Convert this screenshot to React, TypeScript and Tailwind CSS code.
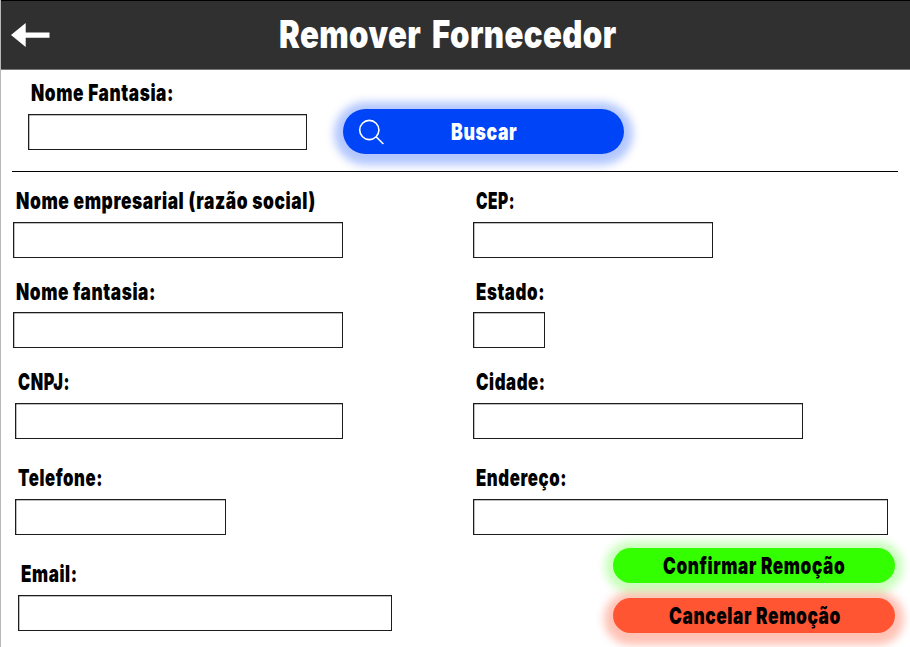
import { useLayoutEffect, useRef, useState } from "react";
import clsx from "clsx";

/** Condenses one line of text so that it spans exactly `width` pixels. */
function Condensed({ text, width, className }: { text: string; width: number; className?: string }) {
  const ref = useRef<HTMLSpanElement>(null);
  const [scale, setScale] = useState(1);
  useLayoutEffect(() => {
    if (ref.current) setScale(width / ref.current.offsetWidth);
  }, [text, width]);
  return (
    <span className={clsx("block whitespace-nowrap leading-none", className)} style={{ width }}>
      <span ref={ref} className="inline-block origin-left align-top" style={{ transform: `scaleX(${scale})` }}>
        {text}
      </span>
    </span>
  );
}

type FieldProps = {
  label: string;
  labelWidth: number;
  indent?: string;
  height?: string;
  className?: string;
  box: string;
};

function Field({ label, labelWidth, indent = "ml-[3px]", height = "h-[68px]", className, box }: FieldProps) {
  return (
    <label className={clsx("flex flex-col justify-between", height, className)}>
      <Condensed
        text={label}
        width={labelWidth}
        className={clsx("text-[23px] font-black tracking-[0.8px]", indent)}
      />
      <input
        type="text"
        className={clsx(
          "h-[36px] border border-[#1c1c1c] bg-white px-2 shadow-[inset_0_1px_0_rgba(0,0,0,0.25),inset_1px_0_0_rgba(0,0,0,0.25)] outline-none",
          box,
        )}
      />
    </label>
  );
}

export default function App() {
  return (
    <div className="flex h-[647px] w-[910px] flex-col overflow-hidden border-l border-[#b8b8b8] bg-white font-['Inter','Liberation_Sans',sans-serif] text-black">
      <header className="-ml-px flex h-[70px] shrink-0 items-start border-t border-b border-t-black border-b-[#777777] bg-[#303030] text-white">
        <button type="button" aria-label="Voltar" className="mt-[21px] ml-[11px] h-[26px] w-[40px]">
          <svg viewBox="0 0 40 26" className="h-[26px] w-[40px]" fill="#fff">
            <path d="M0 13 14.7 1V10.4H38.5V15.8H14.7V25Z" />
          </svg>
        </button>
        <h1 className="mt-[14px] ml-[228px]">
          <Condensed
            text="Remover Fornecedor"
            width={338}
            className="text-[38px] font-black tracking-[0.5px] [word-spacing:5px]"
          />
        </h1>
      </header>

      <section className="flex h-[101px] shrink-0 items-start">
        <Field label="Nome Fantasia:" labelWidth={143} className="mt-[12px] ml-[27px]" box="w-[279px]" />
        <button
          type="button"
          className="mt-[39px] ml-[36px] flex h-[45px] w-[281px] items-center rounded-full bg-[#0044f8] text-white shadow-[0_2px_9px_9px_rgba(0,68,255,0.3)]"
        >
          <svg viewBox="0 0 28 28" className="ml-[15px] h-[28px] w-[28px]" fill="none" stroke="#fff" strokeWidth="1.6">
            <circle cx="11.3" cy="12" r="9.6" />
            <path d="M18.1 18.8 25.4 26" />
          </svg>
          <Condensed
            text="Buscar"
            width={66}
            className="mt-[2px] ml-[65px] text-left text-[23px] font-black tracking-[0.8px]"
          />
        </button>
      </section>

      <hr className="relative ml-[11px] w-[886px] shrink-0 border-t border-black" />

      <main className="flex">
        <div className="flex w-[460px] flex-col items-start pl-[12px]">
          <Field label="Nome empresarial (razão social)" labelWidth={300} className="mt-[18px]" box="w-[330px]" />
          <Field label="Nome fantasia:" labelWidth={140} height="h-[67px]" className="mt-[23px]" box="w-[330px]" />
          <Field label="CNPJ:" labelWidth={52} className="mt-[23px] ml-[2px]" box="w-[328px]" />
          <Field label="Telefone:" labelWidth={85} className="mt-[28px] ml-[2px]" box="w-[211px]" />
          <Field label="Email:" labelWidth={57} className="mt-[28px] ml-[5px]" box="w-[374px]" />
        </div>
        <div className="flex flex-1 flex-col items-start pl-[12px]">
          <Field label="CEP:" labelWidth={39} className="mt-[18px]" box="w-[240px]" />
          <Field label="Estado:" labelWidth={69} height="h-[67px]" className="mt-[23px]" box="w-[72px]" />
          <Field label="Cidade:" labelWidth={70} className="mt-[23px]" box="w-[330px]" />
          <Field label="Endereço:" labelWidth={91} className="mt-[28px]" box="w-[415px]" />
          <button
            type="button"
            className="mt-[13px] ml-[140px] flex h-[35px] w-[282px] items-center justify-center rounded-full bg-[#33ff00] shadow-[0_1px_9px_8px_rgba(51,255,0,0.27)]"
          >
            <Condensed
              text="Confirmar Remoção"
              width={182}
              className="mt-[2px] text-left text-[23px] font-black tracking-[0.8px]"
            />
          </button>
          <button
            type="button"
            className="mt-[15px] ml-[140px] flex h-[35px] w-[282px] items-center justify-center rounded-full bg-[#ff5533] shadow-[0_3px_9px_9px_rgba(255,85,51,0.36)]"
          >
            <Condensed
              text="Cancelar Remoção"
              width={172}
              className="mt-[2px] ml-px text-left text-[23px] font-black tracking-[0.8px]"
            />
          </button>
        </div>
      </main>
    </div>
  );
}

▶ [TASK PROMPT] Leave the pictures out, and print every line of the listing exactly as written.

▶ [RIGHT ANSWER]
Convert this screenshot to React, TypeScript and Tailwind CSS code.
import { useLayoutEffect, useRef, useState } from "react";
import clsx from "clsx";

/** Condenses one line of text so that it spans exactly `width` pixels. */
function Condensed({ text, width, className }: { text: string; width: number; className?: string }) {
  const ref = useRef<HTMLSpanElement>(null);
  const [scale, setScale] = useState(1);
  useLayoutEffect(() => {
    if (ref.current) setScale(width / ref.current.offsetWidth);
  }, [text, width]);
  return (
    <span className={clsx("block whitespace-nowrap leading-none", className)} style={{ width }}>
      <span ref={ref} className="inline-block origin-left align-top" style={{ transform: `scaleX(${scale})` }}>
        {text}
      </span>
    </span>
  );
}

type FieldProps = {
  label: string;
  labelWidth: number;
  indent?: string;
  height?: string;
  className?: string;
  box: string;
};

function Field({ label, labelWidth, indent = "ml-[3px]", height = "h-[68px]", className, box }: FieldProps) {
  return (
    <label className={clsx("flex flex-col justify-between", height, className)}>
      <Condensed
        text={label}
        width={labelWidth}
        className={clsx("text-[23px] font-black tracking-[0.8px]", indent)}
      />
      <input
        type="text"
        className={clsx(
          "h-[36px] border border-[#1c1c1c] bg-white px-2 shadow-[inset_0_1px_0_rgba(0,0,0,0.25),inset_1px_0_0_rgba(0,0,0,0.25)] outline-none",
          box,
        )}
      />
    </label>
  );
}

export default function App() {
  return (
    <div className="flex h-[647px] w-[910px] flex-col overflow-hidden border-l border-[#b8b8b8] bg-white font-['Inter','Liberation_Sans',sans-serif] text-black">
      <header className="-ml-px flex h-[70px] shrink-0 items-start border-t border-b border-t-black border-b-[#777777] bg-[#303030] text-white">
        <button type="button" aria-label="Voltar" className="mt-[21px] ml-[11px] h-[26px] w-[40px]">
          <svg viewBox="0 0 40 26" className="h-[26px] w-[40px]" fill="#fff">
            <path d="M0 13 14.7 1V10.4H38.5V15.8H14.7V25Z" />
          </svg>
        </button>
        <h1 className="mt-[14px] ml-[228px]">
          <Condensed
            text="Remover Fornecedor"
            width={338}
            className="text-[38px] font-black tracking-[0.5px] [word-spacing:5px]"
          />
        </h1>
      </header>

      <section className="flex h-[101px] shrink-0 items-start">
        <Field label="Nome Fantasia:" labelWidth={143} className="mt-[12px] ml-[27px]" box="w-[279px]" />
        <button
          type="button"
          className="mt-[39px] ml-[36px] flex h-[45px] w-[281px] items-center rounded-full bg-[#0044f8] text-white shadow-[0_2px_9px_9px_rgba(0,68,255,0.3)]"
        >
          <svg viewBox="0 0 28 28" className="ml-[15px] h-[28px] w-[28px]" fill="none" stroke="#fff" strokeWidth="1.6">
            <circle cx="11.3" cy="12" r="9.6" />
            <path d="M18.1 18.8 25.4 26" />
          </svg>
          <Condensed
            text="Buscar"
            width={66}
            className="mt-[2px] ml-[65px] text-left text-[23px] font-black tracking-[0.8px]"
          />
        </button>
      </section>

      <hr className="relative ml-[11px] w-[886px] shrink-0 border-t border-black" />

      <main className="flex">
        <div className="flex w-[460px] flex-col items-start pl-[12px]">
          <Field label="Nome empresarial (razão social)" labelWidth={300} className="mt-[18px]" box="w-[330px]" />
          <Field label="Nome fantasia:" labelWidth={140} height="h-[67px]" className="mt-[23px]" box="w-[330px]" />
          <Field label="CNPJ:" labelWidth={52} className="mt-[23px] ml-[2px]" box="w-[328px]" />
          <Field label="Telefone:" labelWidth={85} className="mt-[28px] ml-[2px]" box="w-[211px]" />
          <Field label="Email:" labelWidth={57} className="mt-[28px] ml-[5px]" box="w-[374px]" />
        </div>
        <div className="flex flex-1 flex-col items-start pl-[12px]">
          <Field label="CEP:" labelWidth={39} className="mt-[18px]" box="w-[240px]" />
          <Field label="Estado:" labelWidth={69} height="h-[67px]" className="mt-[23px]" box="w-[72px]" />
          <Field label="Cidade:" labelWidth={70} className="mt-[23px]" box="w-[330px]" />
          <Field label="Endereço:" labelWidth={91} className="mt-[28px]" box="w-[415px]" />
          <button
            type="button"
            className="mt-[13px] ml-[140px] flex h-[35px] w-[282px] items-center justify-center rounded-full bg-[#33ff00] shadow-[0_1px_9px_8px_rgba(51,255,0,0.27)]"
          >
            <Condensed
              text="Confirmar Remoção"
              width={182}
              className="mt-[2px] text-left text-[23px] font-black tracking-[0.8px]"
            />
          </button>
          <button
            type="button"
            className="mt-[15px] ml-[140px] flex h-[35px] w-[282px] items-center justify-center rounded-full bg-[#ff5533] shadow-[0_3px_9px_9px_rgba(255,85,51,0.36)]"
          >
            <Condensed
              text="Cancelar Remoção"
              width={172}
              className="mt-[2px] ml-px text-left text-[23px] font-black tracking-[0.8px]"
            />
          </button>
        </div>
      </main>
    </div>
  );
}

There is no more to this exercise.